All You Need is Love

Published in the Courier Mail 1 Jan 07

CHRISTMAS is over. The presents have been opened (and in some cases, returned), the fridge is full of leftovers, we’ve survived New Year’s Eve and our thoughts are turning towards the year ahead – and how we will strive to do better.

The lull during this time of year brings a welcome relief from the madness of the pre-Christmas rush. Time to read a book, watch some cricket and reflect on the year that was and the year that is to come.

Reflection is a wonderful habit all too often crowded out of our diaries – yet provides a chance to examine and adjust the lives we live. We can get so bent out of shape by the pace and consumption of modern living that some fine-tuning can be helpful.

A recent event reminded me of this. Dropping my husband and some colleagues to the airport for an early flight a few weeks before Christmas, we pulled into the passenger set down zone for a moment to unload luggage and for me to change seats. On my way from the passenger seat to the driver’s seat, I gave my husband the customary quick airport goodbye cuddle and told him I loved him.

Another traveller apparently felt inconvenienced by this display of affection and grumbled to us “Yeah, yeah, yeah, I love you too – can you get out of the way?” A fellow obviously awash with the season’s tidings of goodwill! What would cause such a reaction?

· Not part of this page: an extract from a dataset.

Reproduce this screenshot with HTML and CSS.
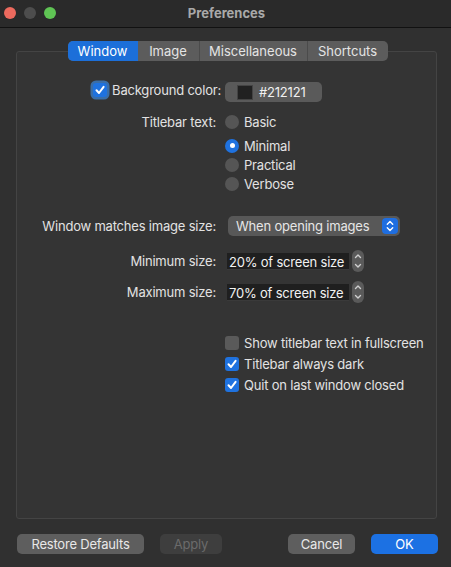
FILE: index.html
```html
<!DOCTYPE html>
<html>
<head>
<meta charset="utf-8">
<link rel="stylesheet" href="styles.css">
</head>
<body>
<div class="window">
  <div class="titlebar">
    <div class="lights">
      <span class="light red"></span>
      <span class="light grey"></span>
      <span class="light green"></span>
    </div>
    <div class="title">Preferences</div>
  </div>
  <div class="content">
    <div class="tabs">
      <div class="tab active t-window">Window</div>
      <div class="tab t-image">Image</div>
      <div class="tab t-misc">Miscellaneous</div>
      <div class="tab t-short">Shortcuts</div>
    </div>
    <div class="box">
      <div class="row r-bg">
        <div class="label">
          <span class="check on focus"><svg viewBox="0 0 14 14"><path d="M3.5 7.3 L6 10 L10.6 3.8" /></svg></span>
          <span>Background color:</span>
        </div>
        <div class="control">
          <div class="colorwell"><span class="swatch"></span><span>#212121</span></div>
        </div>
      </div>

      <div class="row r-basic radio-row">
        <div class="label">Titlebar text:</div>
        <div class="control"><span class="radio"></span><span>Basic</span></div>
      </div>
      <div class="row r-minimal radio-row">
        <div class="label"></div>
        <div class="control"><span class="radio on"></span><span>Minimal</span></div>
      </div>
      <div class="row radio-row">
        <div class="label"></div>
        <div class="control"><span class="radio"></span><span>Practical</span></div>
      </div>
      <div class="row radio-row">
        <div class="label"></div>
        <div class="control"><span class="radio"></span><span>Verbose</span></div>
      </div>

      <div class="row r-match">
        <div class="label">Window matches image size:</div>
        <div class="control">
          <div class="popup">
            <span class="popup-text">When opening images</span>
            <span class="popup-arrows"><svg viewBox="0 0 12 16"><path d="M3.3 6.3 L6 3.6 L8.7 6.3 M3.3 9.7 L6 12.4 L8.7 9.7" /></svg></span>
          </div>
        </div>
      </div>

      <div class="row r-min size-row">
        <div class="label">Minimum size:</div>
        <div class="control">
          <div class="field">20% of screen size</div>
          <div class="stepper"><svg viewBox="0 0 12 22"><path d="M3.5 7.5 L6 5 L8.5 7.5 M3.5 14.5 L6 17 L8.5 14.5" /></svg></div>
        </div>
      </div>
      <div class="row r-max size-row">
        <div class="label">Maximum size:</div>
        <div class="control">
          <div class="field">70% of screen size</div>
          <div class="stepper"><svg viewBox="0 0 12 22"><path d="M3.5 7.5 L6 5 L8.5 7.5 M3.5 14.5 L6 17 L8.5 14.5" /></svg></div>
        </div>
      </div>

      <div class="row r-show check-row">
        <div class="label"></div>
        <div class="control"><span class="check"></span><span>Show titlebar text in fullscreen</span></div>
      </div>
      <div class="row r-dark check-row">
        <div class="label"></div>
        <div class="control"><span class="check on"><svg viewBox="0 0 14 14"><path d="M3.5 7.3 L6 10 L10.6 3.8" /></svg></span><span>Titlebar always dark</span></div>
      </div>
      <div class="row r-quit check-row">
        <div class="label"></div>
        <div class="control"><span class="check on"><svg viewBox="0 0 14 14"><path d="M3.5 7.3 L6 10 L10.6 3.8" /></svg></span><span>Quit on last window closed</span></div>
      </div>
    </div>
  </div>
  <div class="footer">
    <div class="btn b-restore">Restore Defaults</div>
    <div class="btn b-apply disabled">Apply</div>
    <div class="spacer"></div>
    <div class="btn b-cancel">Cancel</div>
    <div class="btn b-ok primary">OK</div>
  </div>
</div>
</body>
</html>
```

FILE: styles.css
```css
* { box-sizing: border-box; }
html, body {
  margin: 0;
  padding: 0;
  background: #303030;
}
body {
  font-family: Inter, "Liberation Sans", Arial, sans-serif;
  font-size: 13px;
  letter-spacing: -0.2px;
  color: #dedede;
}
.window {
  width: 451px;
  height: 567px;
  display: flex;
  flex-direction: column;
  background: #303030;
}
.titlebar {
  height: 28px;
  flex: none;
  background: #2a2a2a;
  border-bottom: 1px solid #111;
  display: flex;
  align-items: center;
}
.lights {
  display: flex;
  gap: 8px;
  padding-left: 4px;
  margin-top: -1px;
}
.light {
  width: 12px;
  height: 12px;
  border-radius: 50%;
  display: block;
}
.light.red { background: #ec6a5e; }
.light.grey { background: #4d4d4d; }
.light.green { background: #5fc454; }
.title {
  flex: 1;
  text-align: center;
  font-weight: 700;
  color: #a9a9a9;
  margin-left: -54px;
  margin-top: -2px;
  font-size: 13px;
  letter-spacing: 0;
}
.content {
  flex: 1;
  display: flex;
  flex-direction: column;
  padding: 13px 14px 0 16px;
}
.tabs {
  align-self: center;
  margin-left: 2px;
  display: flex;
  height: 20px;
  background: #5c5c5c;
  border-radius: 5px;
  position: relative;
  z-index: 1;
  color: #e4e4e4;
  letter-spacing: 0;
}
.tab {
  height: 20px;
  line-height: 20px;
  text-align: center;
  border-left: 1px solid #4b4b4b;
}
.tab.active {
  background: #1c6fd9;
  color: #fff;
  border-radius: 5px 0 0 5px;
  border-left: none;
}
.t-window + .tab { border-left: none; }
.t-window { width: 70px; }
.t-image { width: 61px; }
.t-misc { width: 108px; }
.t-short { width: 81px; }
.box {
  flex: 1;
  margin-top: -10px;
  border: 1px solid #444;
  background: #343434;
  border-radius: 3px;
  padding-top: 26px;
  display: flex;
  flex-direction: column;
}
.row {
  display: grid;
  grid-template-columns: 199px 1fr;
  column-gap: 9px;
  height: 20px;
  align-items: center;
}
.label {
  text-align: right;
  justify-self: end;
  display: flex;
  align-items: center;
  gap: 5px;
  color: #e2e2e2;
}
.control {
  display: flex;
  align-items: center;
  gap: 5px;
  color: #e2e2e2;
}
.r-bg .label { margin-right: -5px; }
.r-bg .control { padding-top: 4px; }
.radio-row { height: 19px; }
.r-basic { margin-top: 14px; }
.r-minimal { margin-top: 5px; }
.r-match { margin-top: 23px; }
.size-row { height: 22px; }
.r-min { margin-top: 14px; }
.r-max { margin-top: 9px; }
.check-row { height: 19px; }
.r-show { margin-top: 30px; }
.r-dark, .r-quit { margin-top: 2px; }

.check {
  width: 14px;
  height: 14px;
  border-radius: 3px;
  background: #5a5a5a;
  display: inline-flex;
  align-items: center;
  justify-content: center;
  flex: none;
}
.check.on { background: #1f72df; }
.check svg { width: 14px; height: 14px; }
.check svg path {
  fill: none;
  stroke: #fff;
  stroke-width: 2;
  stroke-linecap: round;
  stroke-linejoin: round;
}
.check.focus {
  box-shadow: 0 0 0 2.5px #3a6ea8;
}
.radio {
  width: 14px;
  height: 14px;
  border-radius: 50%;
  background: #555;
  flex: none;
  position: relative;
}
.radio.on {
  background: #1f72df;
}
.radio.on::after {
  content: "";
  position: absolute;
  left: 4.5px;
  top: 4.5px;
  width: 5px;
  height: 5px;
  border-radius: 50%;
  background: #fff;
}
.colorwell {
  width: 97px;
  height: 20px;
  border-radius: 5px;
  background: #5a5a5a;
  display: flex;
  align-items: center;
  gap: 6px;
  padding-left: 12px;
  color: #f0f0f0;
}
.swatch {
  width: 16px;
  height: 15px;
  background: #212121;
  border: 1px solid #444;
}
.popup {
  width: 172px;
  height: 20px;
  margin-left: 3px;
  border-radius: 5px;
  background: #585858;
  display: flex;
  align-items: center;
  justify-content: space-between;
  padding-left: 8px;
  padding-right: 2px;
  color: #e6e6e6;
}
.popup-arrows {
  width: 16px;
  height: 16px;
  border-radius: 4px;
  background: #1f6ee0;
  display: flex;
  align-items: center;
  justify-content: center;
}
.popup-arrows svg { width: 12px; height: 16px; }
.popup-arrows path, .stepper path {
  fill: none;
  stroke: #fff;
  stroke-width: 1.4;
  stroke-linecap: round;
  stroke-linejoin: round;
}
.field {
  width: 122px;
  height: 17px;
  margin-left: 2px;
  background: #1f1f1f;
  color: #f2f2f2;
  padding-left: 2px;
  line-height: 18px;
  border-bottom: 1px solid #3a3a3a;
}
.stepper {
  width: 12px;
  height: 22px;
  border-radius: 6px;
  background: #5a5a5a;
  margin-left: -2px;
}
.stepper svg { width: 12px; height: 22px; display: block; }
.stepper path { stroke: #cfcfcf; }

.footer {
  flex: none;
  display: flex;
  align-items: center;
  padding: 15px 13px 13px 17px;
  gap: 16px;
}
.spacer { flex: 1; }
.btn {
  height: 20px;
  line-height: 20px;
  border-radius: 5px;
  text-align: center;
  background: #5e5e5e;
  color: #e8e8e8;
}
.b-restore { width: 127px; }
.b-apply { width: 62px; background: #3e3e3e; color: #6b6b6b; }
.b-cancel { width: 67px; }
.b-ok { width: 67px; background: #1c71e3; color: #fff; }
```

We face a new year, with all the promise and hope of new beginnings. Resolutions get considered. Some get made, and some get discarded. Yet we have that nagging feeling in the back of our mind that this new year will be simply the same as last year – busy, and strangely empty. We fill our lives with activity of every kind, yet sometimes we forget to leave some room for love.

In the same way, the gentleman at the airport was too busy to create space for love, we can fill our lives with activity and miss the most important things. Many of us will have spent time recently trying to have a “perfect” Christmas, yet how many of us spent time reconciling broken relationships, building new ones or strengthening the ones that matter most?

Ironically, when life becomes stressed we lash out and argue with those who are closest to us. Love can often be missing in action.

The consumerism each of us are wooed by encourages us to spend money we don’t have on things we don’t need. We can fill our lives with all the trappings money can buy and it won’t make a difference if we don’t make room for love.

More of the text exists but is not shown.